When you open Apollo for the first time, it goes straight into showing the Portrait mode photos available on your device. If you don’t see your desired pic here, it isn’t stored with the necessary 3D depth data. Tap a pic to work on it.

2 Your first light

Now you’re in the editing screen, and the first light source is already there, as a white dot in the centre. Tap it, then drag it to move it around and see how the light changes. Tap anywhere else on the image to deselect this light source.

3 Add and duplicate

After deselectin­g the light (it has a black dot in the centre when unselected), tap the plus at the bottom to add a new light. Tap the two dots to switch between them.
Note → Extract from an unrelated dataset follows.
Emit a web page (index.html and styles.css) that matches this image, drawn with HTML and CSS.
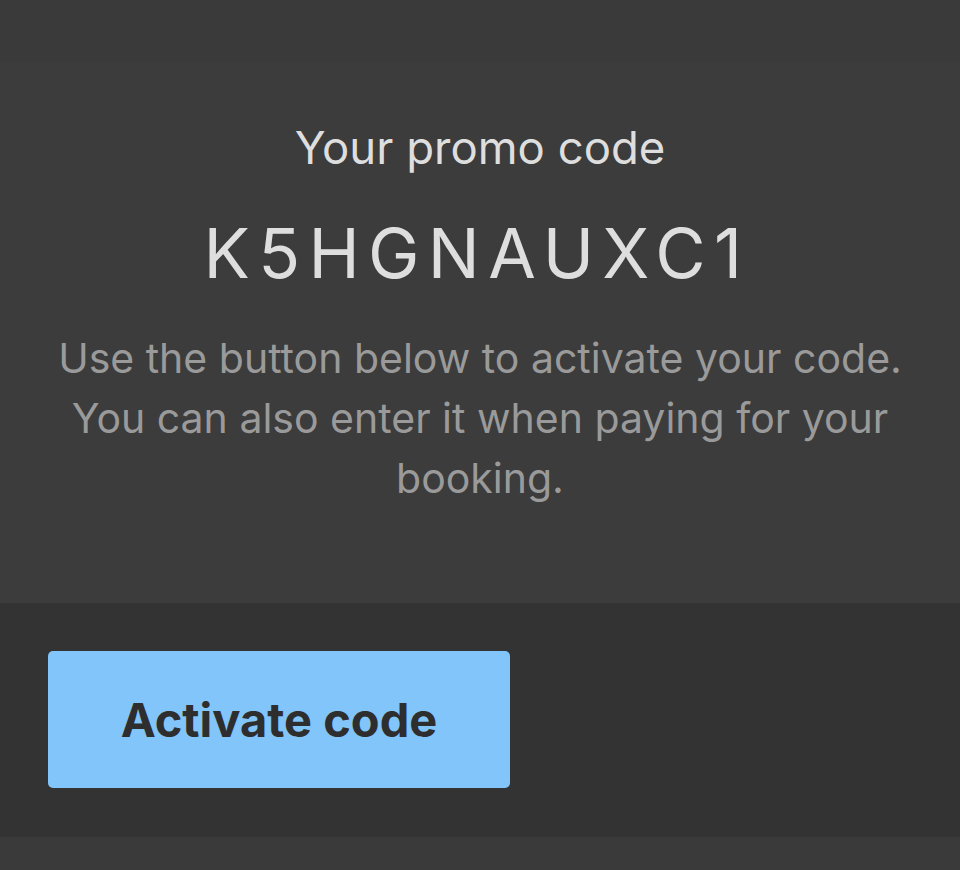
FILE: index.html
```html
<!DOCTYPE html>
<html lang="en">
<head>
<meta charset="utf-8">
<title>Promo code</title>
<link rel="stylesheet" href="styles.css">
</head>
<body>
<div class="page">
  <div class="top-spacer"></div>
  <section class="card">
    <h1 class="title">Your promo code</h1>
    <div class="code">K5HGNAUXC1</div>
    <p class="desc">Use the button below to activate your code. You can also enter it when paying for your booking.</p>
  </section>
  <section class="actions">
    <button class="btn">Activate code</button>
  </section>
  <div class="bottom"></div>
</div>
</body>
</html>
```
FILE: styles.css
```css
html, body {
  margin: 0;
  padding: 0;
  background: #3a3a3a;
  font-family: Inter, "Noto Sans", sans-serif;
}
.page {
  display: flex;
  flex-direction: column;
  width: 960px;
  height: 870px;
}
.top-spacer {
  height: 62px;
  background: #3a3a3a;
}
.card {
  background: #3c3c3c;
  height: 541px;
  box-sizing: border-box;
  padding: 56px 40px 0;
  display: flex;
  flex-direction: column;
  align-items: center;
  text-align: center;
}
.title {
  margin: 0;
  font-size: 45.5px;
  font-weight: 400;
  line-height: 60px;
  color: #dedede;
}
.code {
  margin-top: 35px;
  font-size: 69px;
  line-height: 80px;
  letter-spacing: 8.3px;
  text-indent: -6px;
  color: #dedede;
}
.desc {
  margin: 35px 0 0;
  font-size: 41px;
  line-height: 60px;
  color: #9a9a9a;
}
.actions {
  background: #333333;
  height: 234px;
  box-sizing: border-box;
  padding: 48px 48px 0;
}
.btn {
  display: block;
  width: 462px;
  height: 137px;
  border: none;
  border-radius: 5px;
  background: #82c5fa;
  color: #2e2e2e;
  font-family: Inter, "Noto Sans", sans-serif;
  font-size: 47px;
  font-weight: 700;
  padding: 0;
}
.bottom {
  flex: 1;
  background: #3a3a3a;
}
```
You can also copy a light: when selected, tap Duplicate at the bottom.

4 Change the distance

When you drag a light as we have so far, it moves on the X and Y axes, but you need depth as well for advanced lighting. Select a light, then tap Distance. A ‘dial’ bar appears: drag it left to move the light backwards, or right to move it forwards.

5 Tweak the colour

Lights don’t have to be white. Tap one, then Colour. There’s a spectrum at the bottom of the screen. You have to drag your finger to move the crosshair, but you’ll see the colour of the selected light change in real time.

6 Fine-tune brightness

Each light can be made brighter or dimmer. Select one, tap Brightness, then move the dial left to dim it, or right to go brighter. This gives more control over the effect: a bright, far away light has a different look to a dim, close one.

7 Scatter the light

Select a light, then tap Spread. Here, you change how wide the light falls by swiping along the dial, moving between a spotlight effect as you swipe left, to a very broad light across and wide field as you swipe right.

8 Background removal

Tap the image to deselect all lights. Want an effect like Apple’s Studio Light where the background is removed? Tap Background Remove at the bottom and swipe the dial right. It darkens from back to front, so the effect is quite granular.

9 Get rid of your halo

Some lighting near to the camera may create a halo effect around fine detail. If you get this with no lights selected, swipe left on the menu at the bottom, choose Halo Adjust, then swipe on the dial to cut back the effect.